When I first got into wine in the early 1980’s Trader Joe’s was a regular haunt for their private label wines, many very good values from top producers who sold these wines off in bulk for quick cash-flow. Trader Joe’s would label them and sell these for $1.99 or $2.99 a bottle. Occasionally they would also have a close out on a name brand wine that would quickly sell-out. The Trader Joe’s wine selection of today is dominated by the Charles Shaw brand of “Two-buck Chuck” fame. While some of these wines are good values (actually anything drinkable for $2-3 a bottle is a good value these days) the other exclusive brands usually offer better value for just a buck or two more.

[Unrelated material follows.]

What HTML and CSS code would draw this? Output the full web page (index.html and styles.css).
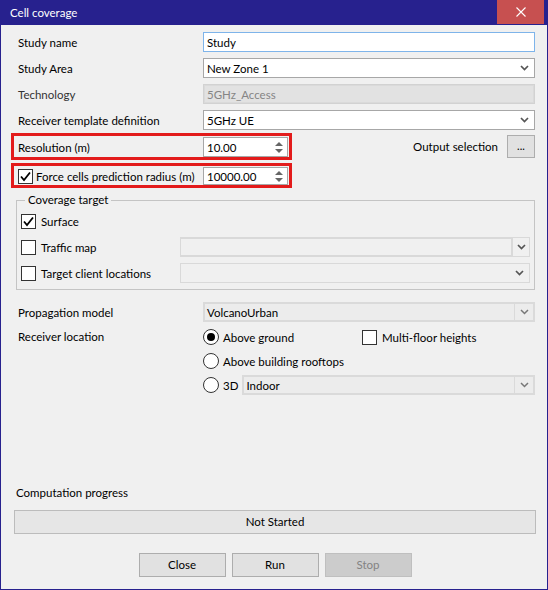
FILE: index.html
```html
<!DOCTYPE html>
<html lang="en">
    <head>
        <meta charset="UTF-8">
        <meta name="viewport" content="width=device-width, initial-scale=1.0">
        <title>Cell coverage</title>

        <link rel="stylesheet" href="styles.css">
    </head>
    <body>
        <div class="window">

            <div class="titlebar">
                <span class="title">Cell coverage</span>
                <span class="close-btn">
                    <svg width="10" height="10" viewBox="0 0 10 10"><path d="M0.5 0.5L9.5 9.5M9.5 0.5L0.5 9.5" stroke="#fff" stroke-width="1.1"/></svg>
                </span>
            </div>

            <div class="client">

                <div class="row">
                    <span class="lbl">Study name</span>
                    <div class="field focus">Study</div>
                </div>

                <div class="row">
                    <span class="lbl">Study Area</span>
                    <div class="field">
                        <span class="val">New Zone 1</span>
                        <svg class="chev" width="9" height="6" viewBox="0 0 9 6"><path d="M1 1l3.5 3.5L8 1" fill="none" stroke="#555" stroke-width="1.7"/></svg>
                    </div>
                </div>

                <div class="row">
                    <span class="lbl lbl-dim">Technology</span>
                    <div class="field disabled">5GHz_Access</div>
                </div>

                <div class="row">
                    <span class="lbl">Receiver template definition</span>
                    <div class="field">
                        <span class="val">5GHz UE</span>
                        <svg class="chev" width="9" height="6" viewBox="0 0 9 6"><path d="M1 1l3.5 3.5L8 1" fill="none" stroke="#555" stroke-width="1.7"/></svg>
                    </div>
                </div>

                <!-- linhas destacadas em vermelho -->
                <div class="hl-row">
                    <div class="redbox">
                        <span class="lbl">Resolution (m)</span>
                        <div class="spin">
                            <span class="val">10.00</span>
                            <svg class="arrows" width="8" height="13" viewBox="0 0 8 13"><path d="M0 5L4 1L8 5Z M0 8L4 12L8 8Z" fill="#666"/></svg>
                        </div>
                    </div>
                    <span class="out-lbl">Output selection</span>
                    <span class="dots-btn">...</span>
                </div>

                <div class="hl-row second">
                    <div class="redbox">
                        <span class="lbl chk-lbl">
                            <span class="chk">
                                <svg width="13" height="13" viewBox="0 0 13 13"><path d="M2 6.5L5 10L11 2.5" fill="none" stroke="#000" stroke-width="1.8"/></svg>
                            </span>
                            Force cells prediction radius (m)
                        </span>
                        <div class="spin short">
                            <span class="val">10000.00</span>
                            <svg class="arrows" width="8" height="13" viewBox="0 0 8 13"><path d="M0 5L4 1L8 5Z M0 8L4 12L8 8Z" fill="#666"/></svg>
                        </div>
                    </div>
                </div>

                <fieldset class="group">
                    <legend>Coverage target</legend>

                    <div class="grow">
                        <span class="chk">
                            <svg width="13" height="13" viewBox="0 0 13 13"><path d="M2 6.5L5 10L11 2.5" fill="none" stroke="#000" stroke-width="1.8"/></svg>
                        </span>
                        <span>Surface</span>
                    </div>

                    <div class="grow">
                        <span class="chk"></span>
                        <span class="grow-lbl">Traffic map</span>
                        <div class="combo-split">
                            <div class="cs-text"></div>
                            <div class="cs-btn">
                                <svg width="9" height="6" viewBox="0 0 9 6"><path d="M1 1l3.5 3.5L8 1" fill="none" stroke="#555" stroke-width="1.7"/></svg>
                            </div>
                        </div>
                    </div>

                    <div class="grow last">
                        <span class="chk"></span>
                        <span class="grow-lbl">Target client locations</span>
                        <div class="combo-off">
                            <svg class="chev" width="9" height="6" viewBox="0 0 9 6"><path d="M1 1l3.5 3.5L8 1" fill="none" stroke="#555" stroke-width="1.7"/></svg>
                        </div>
                    </div>
                </fieldset>

                <div class="row prop">
                    <span class="lbl">Propagation model</span>
                    <div class="field flat">
                        <span class="val">VolcanoUrban</span>
                        <span class="sep"></span>
                        <svg class="chev" width="9" height="6" viewBox="0 0 9 6"><path d="M1 1l3.5 3.5L8 1" fill="none" stroke="#777" stroke-width="1.5"/></svg>
                    </div>
                </div>

                <div class="receiver">
                    <span class="lbl rec-lbl">Receiver location</span>
                    <div class="radios">
                        <div class="rrow">
                            <span class="opt">
                                <span class="radio on"></span>
                                Above ground
                            </span>
                            <span class="chk"></span>
                            <span class="mf-lbl">Multi-floor heights</span>
                        </div>
                        <div class="rrow">
                            <span class="radio"></span>
                            Above building rooftops
                        </div>
                        <div class="rrow">
                            <span class="radio"></span>
                            <span class="d3">3D</span>
                            <div class="field flat">
                                <span class="val">Indoor</span>
                                <span class="sep"></span>
                                <svg class="chev" width="9" height="6" viewBox="0 0 9 6"><path d="M1 1l3.5 3.5L8 1" fill="none" stroke="#777" stroke-width="1.5"/></svg>
                            </div>
                        </div>
                    </div>
                </div>

                <div class="spacer"></div>

                <div class="progress-lbl">Computation progress</div>
                <div class="progress">Not Started</div>

                <div class="buttons">
                    <span class="btn">Close</span>
                    <span class="btn">Run</span>
                    <span class="btn off">Stop</span>
                </div>

            </div>
        </div>
    </body>
</html>
```

FILE: styles.css
```css
*{
    box-sizing: border-box;
}

body{
    margin: 0;
    font-family: Lato, "Liberation Sans", sans-serif;
    font-size: 11.5px;
    color: #000;
}

.window{
    width: 548px;
    height: 590px;
    background-color: #f0f0f0;
    display: flex;
    flex-direction: column;
}

.titlebar{
    height: 25px;
    background-color: #27218e;
    color: #fff;
    display: flex;
    align-items: flex-start;
    padding-left: 10px;
}
.title{
    flex: 1;
    line-height: 25px;
}
.close-btn{
    width: 47px;
    height: 24px;
    margin-right: 4px;
    background-color: #c75050;
    display: flex;
    align-items: center;
    justify-content: center;
}

.client{
    flex: 1;
    border: 1px solid #27218e;
    border-top: 0;
    display: flex;
    flex-direction: column;
    padding: 7px 11px 12px 13px;
}

.row{
    display: flex;
    align-items: center;
    height: 20px;
    padding: 0 1px 0 4px;
    margin-bottom: 6px;
}
.lbl{
    width: 185px;
    flex-shrink: 0;
}
.lbl-dim{
    color: #333;
}

.field{
    flex: 1;
    height: 20px;
    border: 1px solid #a7a7a7;
    background-color: #fff;
    display: flex;
    align-items: center;
    padding: 0 5px 0 3px;
}
.field .val{
    flex: 1;
}
.field.focus{
    border-color: #7eb4ea;
}
.field.disabled{
    background-color: #e2e2e2;
    border: 1px solid #d2d2d2;
    box-shadow: inset 0 0 0 1px #dadada;
    color: #858585;
}
.field.flat{
    background-color: #ececec;
    border: 2px solid #dadada;
    padding-left: 2px;
    padding-right: 4px;
}
.sep{
    width: 1px;
    height: 16px;
    background-color: #dadada;
    margin-right: 5px;
}

/* linhas com caixa vermelha */
.hl-row{
    display: flex;
    align-items: center;
    margin-left: -3px;
    margin-top: -3px;
}
.hl-row.second{
    margin-top: 3px;
}
.redbox{
    display: flex;
    align-items: center;
    border: 3px solid #e31b1b;
    padding: 1px 1px 0 4px;
}
.spin{
    width: 85px;
    height: 20px;
    border: 1px solid #a7a7a7;
    background-color: #fff;
    display: flex;
    align-items: center;
    padding: 0 4px 0 3px;
}
.spin.short{
    height: 18px;
}
.spin .val{
    flex: 1;
}
.chk-lbl{
    display: flex;
    align-items: center;
}
.chk-lbl .chk{
    margin-right: 3px;
}
.out-lbl{
    margin-left: auto;
    margin-right: 9px;
}
.dots-btn{
    width: 28px;
    height: 23px;
    margin-right: 1px;
    border: 1px solid #adadad;
    background-color: #e1e1e1;
    text-align: center;
    line-height: 20px;
    font-size: 11px;
}

.chk{
    width: 15px;
    height: 15px;
    border: 1px solid #333;
    background-color: #fff;
    display: inline-flex;
    align-items: center;
    justify-content: center;
    flex-shrink: 0;
}

.group{
    margin: 4px 1px 0 2px;
    border: 1px solid #c4c4c4;
    padding: 3px 4px 6px 4px;
    min-width: 0;
}
.group legend{
    line-height: 16px;
    padding: 0 3px;
    margin-left: 4px;
}
.grow{
    display: flex;
    align-items: center;
    height: 20px;
    margin-bottom: 6px;
}
.grow.last{
    margin-top: 1px;
    margin-bottom: 0;
}
.grow .chk{
    margin-right: 5px;
}
.grow-lbl{
    width: 139px;
}
.combo-split{
    flex: 1;
    height: 20px;
    display: flex;
}
.cs-text{
    flex: 1;
    border: 1px solid #d9d9d9;
    border-width: 2px 1px;
}
.cs-btn{
    width: 18px;
    border: 1px solid #d9d9d9;
    display: flex;
    align-items: center;
    justify-content: center;
}
.combo-off{
    flex: 1;
    height: 20px;
    border: 1px solid #d9d9d9;
    display: flex;
    align-items: center;
    justify-content: flex-end;
    padding-right: 5px;
}

.row.prop{
    margin-top: 12px;
    margin-bottom: 0;
}

.receiver{
    display: flex;
    margin-top: 5px;
    padding: 0 1px 0 4px;
}
.rec-lbl{
    line-height: 20px;
}
.radios{
    flex: 1;
    display: flex;
    flex-direction: column;
    gap: 4px;
}
.rrow{
    display: flex;
    align-items: center;
    height: 20px;
}
.opt{
    width: 159px;
    display: flex;
    align-items: center;
}
.radio{
    width: 16px;
    height: 16px;
    border: 1px solid #333;
    border-radius: 50%;
    background-color: #fff;
    margin-right: 4px;
    display: inline-flex;
    align-items: center;
    justify-content: center;
    flex-shrink: 0;
}
.radio.on::after{
    content: "";
    width: 8px;
    height: 8px;
    border-radius: 50%;
    background-color: #000;
}
.mf-lbl{
    margin-left: 5px;
}
.d3{
    margin-right: 4px;
}
.rrow .field{
    height: 20px;
}

.spacer{
    flex: 1;
}

.progress-lbl{
    margin-left: 2px;
    line-height: 16px;
}
.progress{
    margin-top: 9px;
    height: 24px;
    border: 1px solid #bcbcbc;
    background-color: #e6e6e6;
    text-align: center;
    line-height: 22px;
}

.buttons{
    display: flex;
    justify-content: center;
    gap: 6px;
    margin-top: 19px;
}
.btn{
    width: 87px;
    height: 24px;
    border: 1px solid #adadad;
    background-color: #e1e1e1;
    text-align: center;
    line-height: 22px;
}
.btn.off{
    background-color: #cccccc;
    border-color: #bfbfbf;
    color: #838383;
}
```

One of these is “Il Valore” which is a brand for Italian wines that I have blogged and podcasted here before. They have 3 or 4 wines and the one that first caught my attention was their Primitivo that I will review now. I first heard about this wine from another blog and had high hopes this would provide for an interesting tasting. I’ve had several Primitivo in the past, but none of them were as good as most California Zinfandel despite the DNA linkage with Zinfandel and parent Crljenak Kastelanski. I think of Zinfandel and Primitivo as twins separated at birth with each adapting to their terroir and producing similar, but different wines. This wine does not change my opinion on this matter but is a pretty smokin’ value.
The wine is garnet in color with aromas of earthy blackberry and violets. The flavors are of dark fruit, earth and black pepper with dusty tannins and nice acidity for food. I can’t point to a better California Zinfandel at $5 a bottle with this much varietal character, but I really haven’t tried many lately. Don’t expect Zinfandel forward fruit and enjoy this wine for it’s earthy goodness and low for Zin (or Primitivo) alcohol.